Last edited by mattpittinger; 09-04-09 at 14:02.
Find what it is in life that you do not do well......and do not do that thing....
I find a certain relaxing quality to bringing a razor edge to a blade.
I have tried pretty much everything from cheap norton india stones to 3000 grit japanese water stones.
What I have found is that diamonds are the way to go.
Easy to use, fast cutting, no issues with getting dished out, readily available in a great array of grits.
You can esily get through life with 3 good diamond stones- course, medium, and fine. I do like a leather strop for a really exceptional edge, but it is actually just feel-good effort that doesn't make much difference when it comes to real-life use.
For anything with an unconventional grind (such as the Commander) you will need to use a round rod type device. Rods sharpen much slower than traditional bench-stones since there is so little of the cuting/polishing material in contact with the edge during sharpening. It seems to me that the ceramics are the best final step when it comes to rod sharpeners, but I don't have nearly as much experience with ceramic rods as I do bench stones since I tend to buy straight edge knives that I can easily resharpen in the field.
When it comes to resharpening the most important thing you can learn about is the "wire edge" and it's raising and removal.
"you give peace a chance, I'll stay here and cover you, in case it doesn't work out"
Croc Sticks. Easy as it gets.
It is bad policy to fear the resentment of an enemy. -Ethan Allen
I use the method posted by The Janitor on my Emerson M-Wave (and all my knives for that matter) and it works great. I picked up an oval ceramic sharpening stick at Bass Pro for about $20 and it keeps all my knives razor sharp. Most of my blades are S30V or 154CM- if it matters.
i've got a generic medium wet diamond hone that i use to shape the edge. then i move to a fine arkansas wet stone to "sharpen," then put the final polish on with an ultra fine arkansas wet stone.
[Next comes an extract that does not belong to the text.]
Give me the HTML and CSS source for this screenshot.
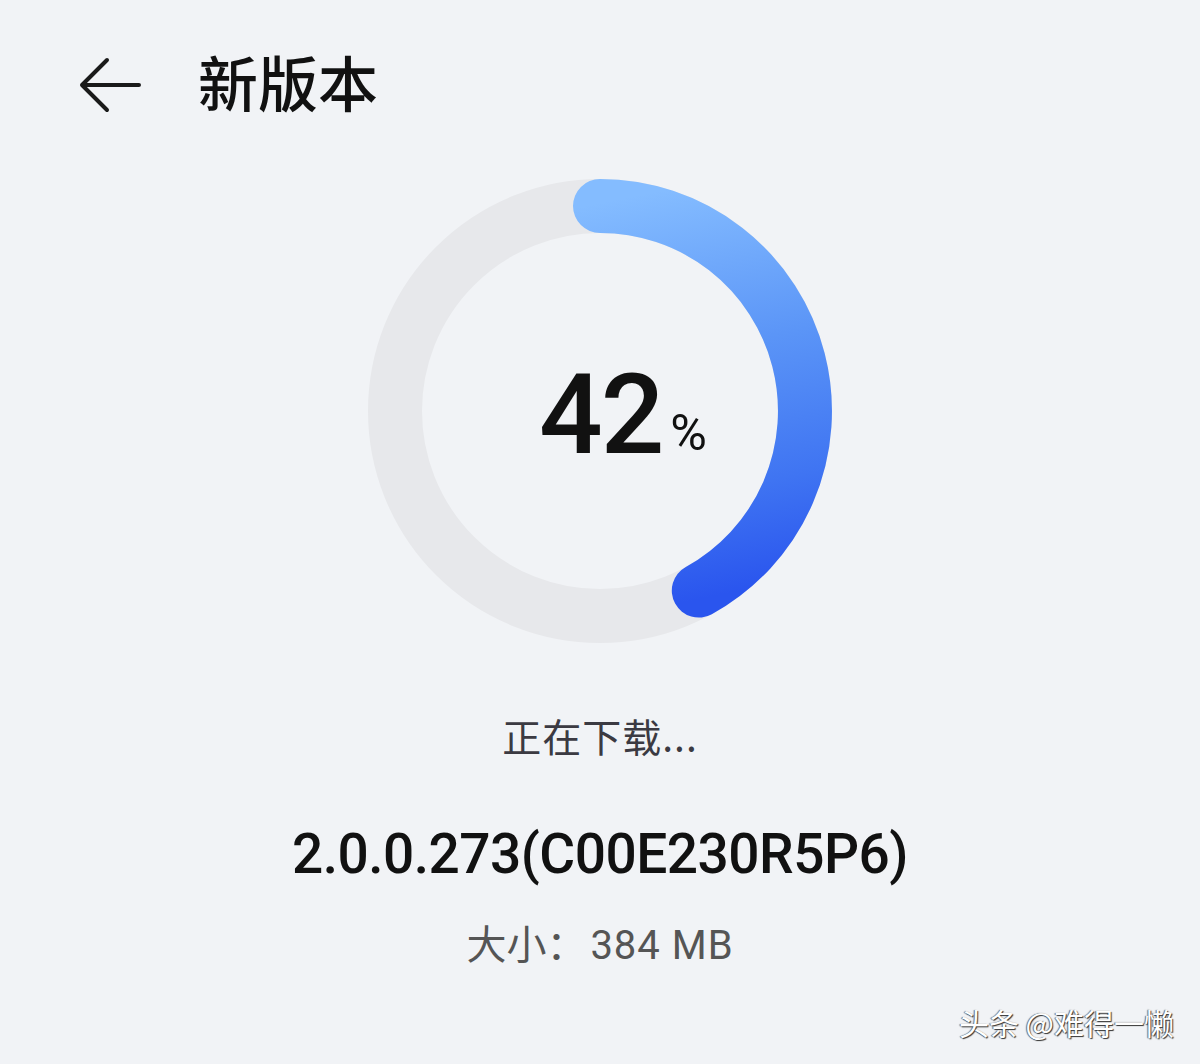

its always seemed silly, to me, to put any extra effort into getting your utility/EDC knife sharp enough to shave with.. you lose that surgical sharpness after the first thing you cut with it. with the three-stones, i can get my field and pocket knives almost razor sharp, but to get that final polish just right enough to actually shave with requires a good deal of effort and skill that's totally wasted on a knife that will cut anything other than hair/flesh.
It takes no effort if you maintain your blade, use the proper equipment, and technique- I would suggest you reassess your methodology.It is no wonder you don't want to take any "extra effort", your method takes 3 separate stones and procedures. By the time you have sharpened your EDC, I'm on my second beer. Cheers!
Knife sharpening is a science unto itself. I find that a large majority of factory knives' edges are too think to take a good sharp edge. No amount of "sharpening" will fix that. Companies do that because customers bitch and complain that their edges chipped out when using it for a screwdriver, prybar, etc.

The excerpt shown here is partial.